The clamping device in accordance with the present invention may attain various excellent effects and advantages. For instance, the steps for attaching, and removing the conventional lifting devices as well as the step for assemblying a scaffolding for the lifting device attachment and removal steps may be eliminated. Therefore, the number of hull assemblying steps may be reduced, and the shipbuilding efficiency may be much improved. Furthermore, the damage to the hull blocks during lifting may be eliminated so that the quality of the hull blocks may be ensured.

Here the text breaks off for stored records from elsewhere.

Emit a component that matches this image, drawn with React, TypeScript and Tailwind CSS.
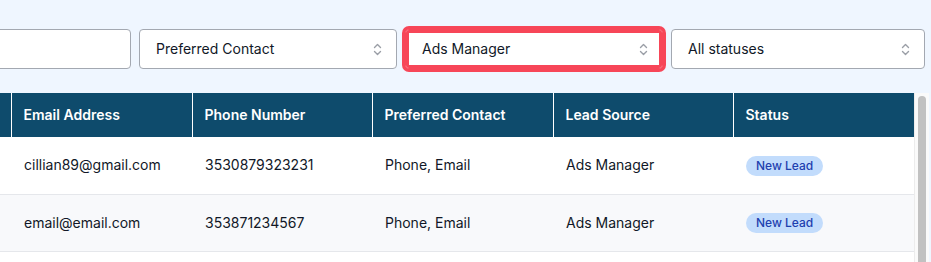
import React from "react";

interface Lead {
  email: string;
  phone: string;
  contact: string;
  source: string;
  status: string;
}

const leads: Lead[] = [
  { email: "cillian89@gmail.com", phone: "3530879323231", contact: "Phone, Email", source: "Ads Manager", status: "New Lead" },
  { email: "email@email.com", phone: "353871234567", contact: "Phone, Email", source: "Ads Manager", status: "New Lead" },
];

// first column is scrolled off to the left, only its border shows
const columns = ["", "Email Address", "Phone Number", "Preferred Contact", "Lead Source", "Status"];
const widths = ["w-[180px]", "w-[181px]", "w-[180px]", "w-[181px]", "w-[180px]", "w-[181px]"];

function UpDown() {
  return (
    <svg width="9" height="15" viewBox="0 0 9 15" fill="none" stroke="#9a9ea6" strokeWidth="1.4" strokeLinecap="round" strokeLinejoin="round">
      <path d="M1.5 5.5 L4.5 2.5 L7.5 5.5" />
      <path d="M1.5 9.5 L4.5 12.5 L7.5 9.5" />
    </svg>
  );
}

function FakeSelect({ label, width, highlight }: { label: string; width: string; highlight?: boolean }) {
  return (
    <div
      className={`${width} shrink-0 h-10 flex items-center justify-between pl-4 pr-[14px] bg-white border rounded text-sm text-[#111827] ${
        highlight ? "border-[#f74658] shadow-[0_0_0_3px_#f74658,inset_0_0_0_3px_#f74658]" : "border-[#a3a8b1]"
      }`}
    >
      <span>{label}</span>
      <UpDown />
    </div>
  );
}

export default function App() {
  return (
    <div className="h-[262px] w-[931px] overflow-hidden bg-[#eff6ff]" style={{ fontFamily: "Inter, 'Noto Sans', sans-serif" }}>
      <div className="-ml-[169px] w-[1100px] pt-[29px]">
        <div className="flex justify-end gap-2 pr-[6px]">
          <div className="w-[290px] shrink-0 h-10 bg-white border border-[#a3a8b1] rounded" />
          <FakeSelect label="Preferred Contact" width="w-[258px]" />
          <FakeSelect label="Ads Manager" width="w-[258px]" highlight />
          <FakeSelect label="All statuses" width="w-[254px]" />
        </div>

        <div className="mt-6 flex w-[1098px] h-[400px] overflow-hidden">
          <div className="w-[1083px] shrink-0 bg-white">
            <table className="w-full border-collapse table-fixed text-sm">
              <thead>
                <tr className="bg-[#0e4b6c] text-white h-11">
                  {columns.map((c, i) => (
                    <th key={i} className={`${widths[i]} text-left font-semibold px-3 ${i > 0 ? "border-l border-white" : ""}`}>
                      {c}
                    </th>
                  ))}
                </tr>
              </thead>
              <tbody>
                {leads.map((l, i) => (
                  <tr key={i} className={`h-[57px] border-b border-[#e5e7eb] ${i % 2 === 1 ? "bg-[#f8f9fb]" : "bg-white"} text-[#111827]`}>
                    <td className="px-3" />
                    <td className="pl-[13px] pr-3">{l.email}</td>
                    <td className="pl-[13px] pr-3">{l.phone}</td>
                    <td className="pl-[13px] pr-3">{l.contact}</td>
                    <td className="pl-[13px] pr-3">{l.source}</td>
                    <td className="pl-[13px] pr-3">
                      <span className="inline-flex items-center h-5 px-2.5 rounded-full bg-[#c2dcfc] text-[#1e40af] text-xs font-medium">
                        {l.status}
                      </span>
                    </td>
                  </tr>
                ))}
              </tbody>
            </table>
          </div>
          {/* scrollbar */}
          <div className="w-[15px] shrink-0 bg-[#fafafa] border-l border-[#ececec] pt-[3px] pl-[3px]">
            <div className="w-2 h-[320px] rounded-full bg-[#c1c1c1]" />
          </div>
        </div>
      </div>
    </div>
  );
}
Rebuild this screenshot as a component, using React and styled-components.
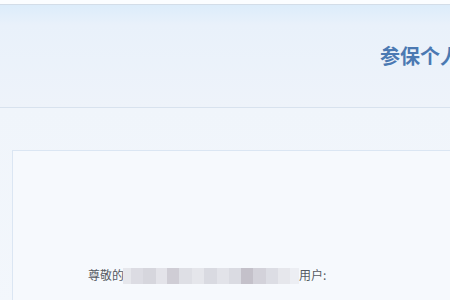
import React from "react";
import styled, { createGlobalStyle } from "styled-components";

const GlobalStyle = createGlobalStyle`
  html, body {
    margin: 0;
    padding: 0;
    background: #f3f7fc;
    font-family: "Noto Sans CJK SC", "Noto Sans", sans-serif;
    overflow: hidden;
  }
`;

const Page = styled.div`
  width: 450px;
  height: 300px;
  overflow: hidden;
  background: #f3f7fc;
`;

const TopStrip = styled.div`
  height: 4px;
  background: #fbfdff;
  border-bottom: 1px solid #d3dde8;
`;

const Header = styled.div`
  height: 102px;
  display: flex;
  align-items: center;
  background: linear-gradient(180deg, #dcecfa 0%, #e9f1fa 20%, #eef3fa 100%);
  border-bottom: 1px solid #d8e2ee;
  overflow: hidden;
`;

const Title = styled.h1`
  margin: 0;
  padding: 0 0 2px 380px;
  white-space: nowrap;
  font-size: 20px;
  font-weight: 700;
  color: #4b79b2;
`;

const Body = styled.div`
  padding: 42px 0 0 12px;
  background: linear-gradient(180deg, #f0f5fb 0%, #f3f7fc 100%);
`;

const Card = styled.div`
  height: 160px;
  border-top: 1px solid #dbe6f3;
  border-left: 1px solid #dbe6f3;
  background: #f6f9fd;
  padding: 115px 0 0 75px;
  box-sizing: border-box;
`;

const Greeting = styled.p`
  margin: 0;
  display: flex;
  align-items: center;
  font-size: 12px;
  line-height: 18px;
  color: #555a62;
`;

const Mosaic = styled.span`
  display: inline-flex;
  height: 16px;
  margin: 2px 0 0 -1px;
`;

const Tile = styled.span`
  width: ${(p) => p.w}px;
  height: 100%;
  background: ${(p) => p.c};
`;

const tiles = [
  [8, "#e6e7ec"], [12, "#dcdce3"], [13, "#d6d6dd"], [11, "#e3e3e9"],
  [12, "#cfcdd5"], [13, "#dedfe5"], [12, "#e5e6eb"], [13, "#d9dae1"],
  [12, "#e2e3e9"], [12, "#dadbe2"], [12, "#c4c1ca"], [13, "#d3d2da"],
  [12, "#dcdde4"], [12, "#e6e7ec"], [9, "#eceef3"],
];

export default function App() {
  return (
    <Page>
      <GlobalStyle />
      <TopStrip />
      <Header>
        <Title>参保个人权益记录</Title>
      </Header>
      <Body>
        <Card>
          <Greeting>
            尊敬的
            <Mosaic>
              {tiles.map(([w, c], i) => (
                <Tile key={i} w={w} c={c} />
              ))}
            </Mosaic>
            用户:
          </Greeting>
        </Card>
      </Body>
    </Page>
  );
}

Moreover, the clamping devices may be remote controlled so that the steps for attachment and removal of the conventional lifting devices at the working positions high above the ground may be eliminated and consequently the safe operation may be ensured.

Claims

1. A clamping device for use in lifting ship's hull blocks of the type having spaced-apart longitudinal members comprising a frame, a clamping lever pivotally mounted on the frame, a movable jaw pivoted to one end of said lever, said frame being provided with a fixed jaw arranged in opposed relationship to said movable jaw, said lever being pivotally movable to clamp a longitudinal member between the movable and fixed jaws, a first link having one and pivoted to said one end of the lever, a second link having one end pivoted to said frame, a pivotal connection between the other ends of the first and second links, an elongated support having one end pivotally connected with said other ends of the first and second links at the last named pivotal connection, and means for extending said support to bring the other end thereof in firm engagement with an adjacent longitudinal member whereby the movable and fixed jaws firmly clamp the longitudinal member therebetween under the load force exerted to the clamping lever when a hull block is lifted and by the reaction force exerted to the movable jaw through said support.